When Apprendi v. New Jersey reached the Supreme Court, it determined that the State had violated the defendant’s Sixth Amendment right to due process because it failed to let a jury determine the facts necessary to justify the enhanced sentence. Justice Stevens, writing for the majority, said, “Other than the fact of a prior conviction, any fact that increases the penalty for a crime beyond the prescribed statutory maximum must be submitted to a jury, and proved beyond a reasonable doubt.”7

In 2002, the case of Timothy Stuart Ring reached the Supreme Court. Ring’s attorneys argued that, based on the Court’s decision in Apprendi, it must strike down a provision in Arizona’s death penalty law. The provision had allowed the judge in Ring’s case to decide whether there were aggravating factors in the case – aggravating factors that were necessary to authorize imposition of a death sentence.

Justice Scalia, in a concurrence in the Ring v. Arizona8 decision, wrote: “I believe that the fundamental meaning of the jury-trial guarantee of the Sixth Amendment is that all facts essential to imposition of the level of punishment that the defendant receives – whether the statute calls them elements of the offense, sentencing factors, or Mary Jane – must be found by the jury beyond a reasonable doubt.” In other words, the Court sided with Ring, saying factual findings that are needed to make a defendant eligible for the death penalty – which, in Arizona, included the presence of an aggravating factor – must be made by a jury, beyond a reasonable doubt, before a death sentence can be imposed.

Now, finally, we come to the case of Timothy Lee Hurst. Hurst was convicted of murder9, and a sentencing jury10 recommended the death penalty by a vote of 7 to 5. Although the jury was told they could not recommend the death penalty without finding an aggravating factor, they did not indicate which of the two aggravating factors presented by the prosecution, if any, they found to be established. Nonetheless, Hurst was sentenced to the death penalty by the judge, who found two aggravating circumstances to be present.

Hurst asserts that no aggravating factor was found by a jury, beyond a reasonable doubt, in violation of the Apprendi/Ring requirement. The State’s response argues first that the aggravating factor of a killing during a robbery was admitted by Hurst’s attorneys’ characterization of the death as a result of a “robbery gone bad”; second, that the jury’s recommendation of the death penalty included a finding of an aggravating factor, given that their instructions indicated they could not recommend the death penalty unless they found at least one aggravating factor. According to the State, it doesn’t matter whether the seven jurors agreed on which aggravating factor was present.

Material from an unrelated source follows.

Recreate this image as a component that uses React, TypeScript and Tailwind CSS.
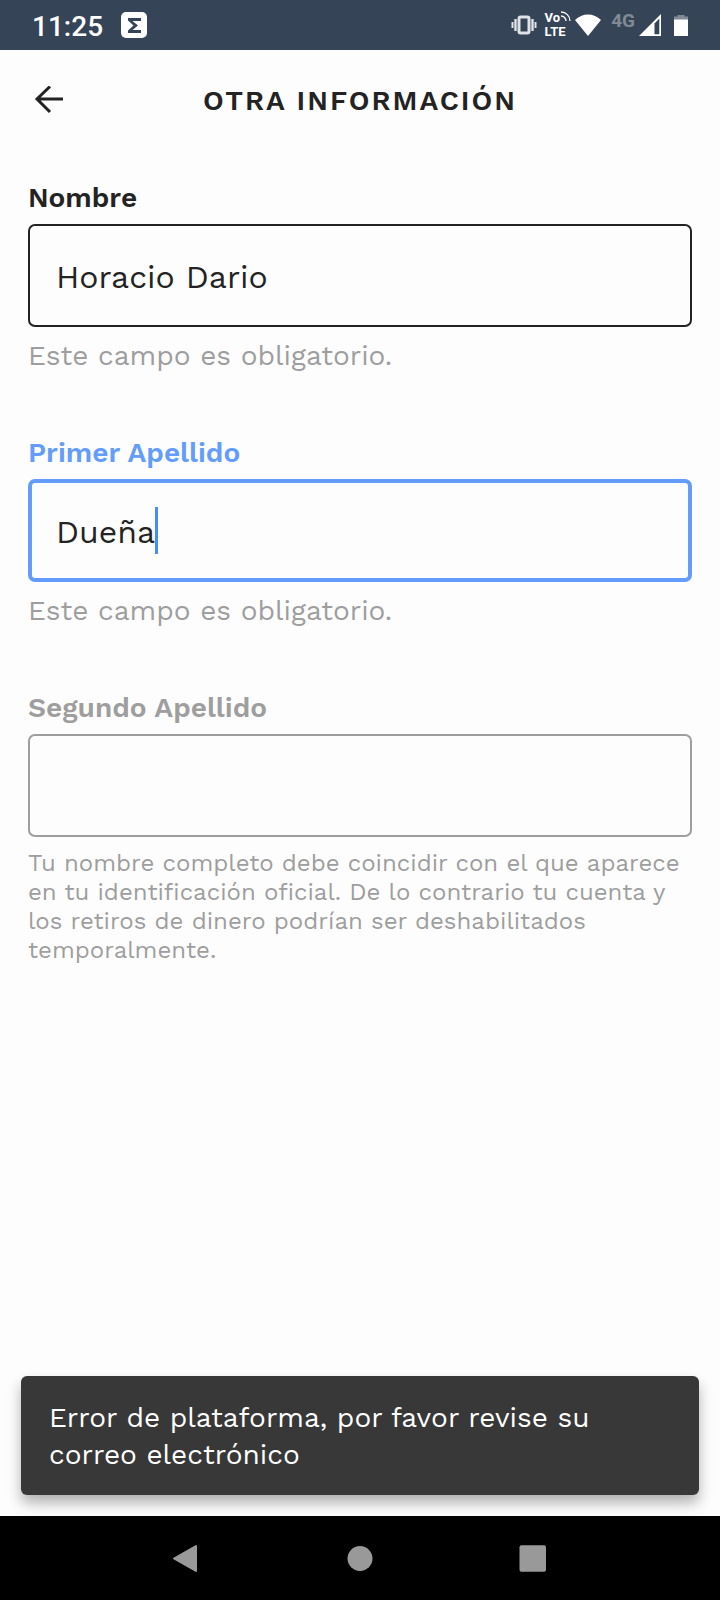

Hurst maintains that a lawyer’s off-hand statement about a robbery is in no way equivalent to a jury finding of that fact beyond a reasonable doubt. Moreover, the mere recommendation of a death sentence (by the slightest majority) fails to demonstrate that the jury found the necessary facts to make the defendant eligible for that sentence beyond a reasonable doubt, as required byRing v. Arizona. Amicus briefs filed on behalf of former Florida circuit and supreme court justices provide strong support for Hurst’s position that the Florida law is unconstitutional.

Interestingly, the Court has asked both Hurst and Florida to address the question: “Whether Florida’s death sentencing scheme violates the Sixth Amendment or the Eighth Amendment in light of this Court’s decision in Ring v. Arizona.” Given that Apprendi and Ring are both grounded exclusively in the Sixth Amendment and its guarantee of a jury trial, the Court’s reference to the Eighth Amendment is puzzling. Amicus briefs by the ACLU in support of Hurst and by Alabama and Montana in support of Florida address the issue of whether judges should be permitted to impose death sentences at all, under the Eighth Amendment. They also look at whether a jury’s recommendation of the death penalty must be unanimous. It remains to be seen whether the Court decides to tackle these additional questions.

This piece is one in a continuing series by our newest board member, Ursula Bentele. Ursula is a renowned Supreme Court scholar, who will look at some of the Court’s cases with a particular eye towards those with implications for the death penalty. Once the Court has heard oral arguments and delivers its opinions, she will reflect on those outcomes and comment on how the Court’s resolution of the issues might affect the future of the death penalty in this country.

  1. No. 14-7505.
  2. See Gregg v. Georgia, 428 U.S. 153 (1976); Proffitt v. Florida, 428 U.S. 242 (1976); Jurek v. Texas, 428 U.S. 262 (1976).
  3. 408 U.S. 238 (1972).
  4. Spaziano v. Florida, 468 U.S. 447 (1984).
  5. 530 U.S. 466 (2000). Apprendi was actually foreshadowed a year earlier by Jones v. United States, 526 U.S. 227 (1999), involving a federal car jacking statute presenting a similar issue, but the principle has generally been referred to as the Apprendi rule.
  6. 536 US 584 (2002).
  7. Apprendi v. New Jersey, 530 U.S. 466, 490 (2000).
  8. Ring, 536 U.S. at 610 (Scalia, J., concurring).
  9. Hurst was charged with both felony murder (based on a robbery) and intentional murder. The jury’s verdict did not specify which theory it accepted.
  10. It was actually the second sentencing jury. Hurst’s first death sentence was reversed by the Florida Supreme Court because defense counsel was ineffective, failing to investigate and present mitigating evidence.

Ursula Bentele

Ursula Bentele is the Vice-Chair of EJUSA's Board of Directors. She has spent her professional life in the area of criminal justice, with particular emphasis on the death penalty and postconviction advocacy.